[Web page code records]
^^^^^^^^

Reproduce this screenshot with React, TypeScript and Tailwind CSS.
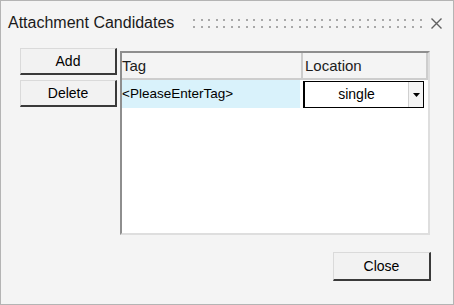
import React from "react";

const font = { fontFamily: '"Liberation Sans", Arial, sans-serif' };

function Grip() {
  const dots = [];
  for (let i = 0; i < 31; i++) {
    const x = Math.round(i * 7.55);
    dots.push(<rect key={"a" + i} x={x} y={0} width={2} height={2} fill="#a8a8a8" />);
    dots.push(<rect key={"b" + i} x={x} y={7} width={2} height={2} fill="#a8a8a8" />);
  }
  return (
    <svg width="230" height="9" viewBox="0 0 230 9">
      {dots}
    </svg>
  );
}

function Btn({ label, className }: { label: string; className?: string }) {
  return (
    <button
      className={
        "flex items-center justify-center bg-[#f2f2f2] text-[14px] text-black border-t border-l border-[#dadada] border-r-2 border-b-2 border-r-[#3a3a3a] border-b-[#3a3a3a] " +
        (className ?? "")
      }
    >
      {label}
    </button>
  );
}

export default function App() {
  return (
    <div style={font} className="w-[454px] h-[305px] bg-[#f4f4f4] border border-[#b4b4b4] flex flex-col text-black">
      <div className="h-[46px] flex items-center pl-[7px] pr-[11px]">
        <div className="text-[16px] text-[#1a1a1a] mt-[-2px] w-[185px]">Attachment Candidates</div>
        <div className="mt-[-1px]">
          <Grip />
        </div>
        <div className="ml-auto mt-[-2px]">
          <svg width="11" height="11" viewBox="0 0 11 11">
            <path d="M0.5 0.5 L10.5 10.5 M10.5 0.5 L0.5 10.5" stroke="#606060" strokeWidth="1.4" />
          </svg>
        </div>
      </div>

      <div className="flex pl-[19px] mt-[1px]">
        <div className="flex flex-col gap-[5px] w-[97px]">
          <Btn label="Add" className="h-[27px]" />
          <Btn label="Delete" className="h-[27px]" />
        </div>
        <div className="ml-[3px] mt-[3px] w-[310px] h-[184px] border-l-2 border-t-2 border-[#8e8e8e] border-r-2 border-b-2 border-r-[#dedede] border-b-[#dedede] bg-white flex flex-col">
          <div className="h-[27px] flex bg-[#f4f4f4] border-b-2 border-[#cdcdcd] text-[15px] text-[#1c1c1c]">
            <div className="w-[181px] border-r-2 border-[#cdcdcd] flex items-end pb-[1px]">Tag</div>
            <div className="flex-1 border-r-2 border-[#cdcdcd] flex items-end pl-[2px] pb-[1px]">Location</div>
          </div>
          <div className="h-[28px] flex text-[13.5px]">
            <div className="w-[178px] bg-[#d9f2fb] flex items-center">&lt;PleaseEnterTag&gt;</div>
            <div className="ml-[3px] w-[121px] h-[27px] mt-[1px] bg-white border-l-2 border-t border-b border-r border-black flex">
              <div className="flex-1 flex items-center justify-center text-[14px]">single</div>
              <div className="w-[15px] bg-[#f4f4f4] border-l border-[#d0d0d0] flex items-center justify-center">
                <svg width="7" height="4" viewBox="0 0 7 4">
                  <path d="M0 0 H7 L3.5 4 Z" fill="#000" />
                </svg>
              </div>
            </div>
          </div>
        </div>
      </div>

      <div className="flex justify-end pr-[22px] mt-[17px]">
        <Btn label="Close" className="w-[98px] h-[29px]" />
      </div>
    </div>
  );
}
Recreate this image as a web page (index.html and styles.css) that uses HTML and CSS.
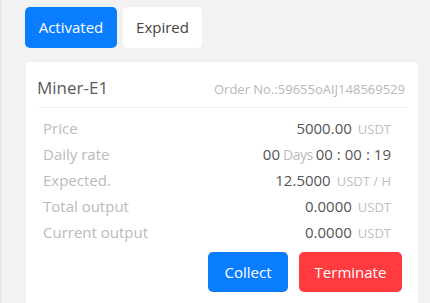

^^^^^^^^

*WORK TO BE COMPLETED*
Reproduce each entry verbatim, excluding any embedded images.

*OUTPUT OF THE TASK*
Reproduce this screenshot with React, TypeScript and Tailwind CSS.
import React from "react";

const font = { fontFamily: '"Liberation Sans", Arial, sans-serif' };

function Grip() {
  const dots = [];
  for (let i = 0; i < 31; i++) {
    const x = Math.round(i * 7.55);
    dots.push(<rect key={"a" + i} x={x} y={0} width={2} height={2} fill="#a8a8a8" />);
    dots.push(<rect key={"b" + i} x={x} y={7} width={2} height={2} fill="#a8a8a8" />);
  }
  return (
    <svg width="230" height="9" viewBox="0 0 230 9">
      {dots}
    </svg>
  );
}

function Btn({ label, className }: { label: string; className?: string }) {
  return (
    <button
      className={
        "flex items-center justify-center bg-[#f2f2f2] text-[14px] text-black border-t border-l border-[#dadada] border-r-2 border-b-2 border-r-[#3a3a3a] border-b-[#3a3a3a] " +
        (className ?? "")
      }
    >
      {label}
    </button>
  );
}

export default function App() {
  return (
    <div style={font} className="w-[454px] h-[305px] bg-[#f4f4f4] border border-[#b4b4b4] flex flex-col text-black">
      <div className="h-[46px] flex items-center pl-[7px] pr-[11px]">
        <div className="text-[16px] text-[#1a1a1a] mt-[-2px] w-[185px]">Attachment Candidates</div>
        <div className="mt-[-1px]">
          <Grip />
        </div>
        <div className="ml-auto mt-[-2px]">
          <svg width="11" height="11" viewBox="0 0 11 11">
            <path d="M0.5 0.5 L10.5 10.5 M10.5 0.5 L0.5 10.5" stroke="#606060" strokeWidth="1.4" />
          </svg>
        </div>
      </div>

      <div className="flex pl-[19px] mt-[1px]">
        <div className="flex flex-col gap-[5px] w-[97px]">
          <Btn label="Add" className="h-[27px]" />
          <Btn label="Delete" className="h-[27px]" />
        </div>
        <div className="ml-[3px] mt-[3px] w-[310px] h-[184px] border-l-2 border-t-2 border-[#8e8e8e] border-r-2 border-b-2 border-r-[#dedede] border-b-[#dedede] bg-white flex flex-col">
          <div className="h-[27px] flex bg-[#f4f4f4] border-b-2 border-[#cdcdcd] text-[15px] text-[#1c1c1c]">
            <div className="w-[181px] border-r-2 border-[#cdcdcd] flex items-end pb-[1px]">Tag</div>
            <div className="flex-1 border-r-2 border-[#cdcdcd] flex items-end pl-[2px] pb-[1px]">Location</div>
          </div>
          <div className="h-[28px] flex text-[13.5px]">
            <div className="w-[178px] bg-[#d9f2fb] flex items-center">&lt;PleaseEnterTag&gt;</div>
            <div className="ml-[3px] w-[121px] h-[27px] mt-[1px] bg-white border-l-2 border-t border-b border-r border-black flex">
              <div className="flex-1 flex items-center justify-center text-[14px]">single</div>
              <div className="w-[15px] bg-[#f4f4f4] border-l border-[#d0d0d0] flex items-center justify-center">
                <svg width="7" height="4" viewBox="0 0 7 4">
                  <path d="M0 0 H7 L3.5 4 Z" fill="#000" />
                </svg>
              </div>
            </div>
          </div>
        </div>
      </div>

      <div className="flex justify-end pr-[22px] mt-[17px]">
        <Btn label="Close" className="w-[98px] h-[29px]" />
      </div>
    </div>
  );
}
Recreate this image as a web page (index.html and styles.css) that uses HTML and CSS.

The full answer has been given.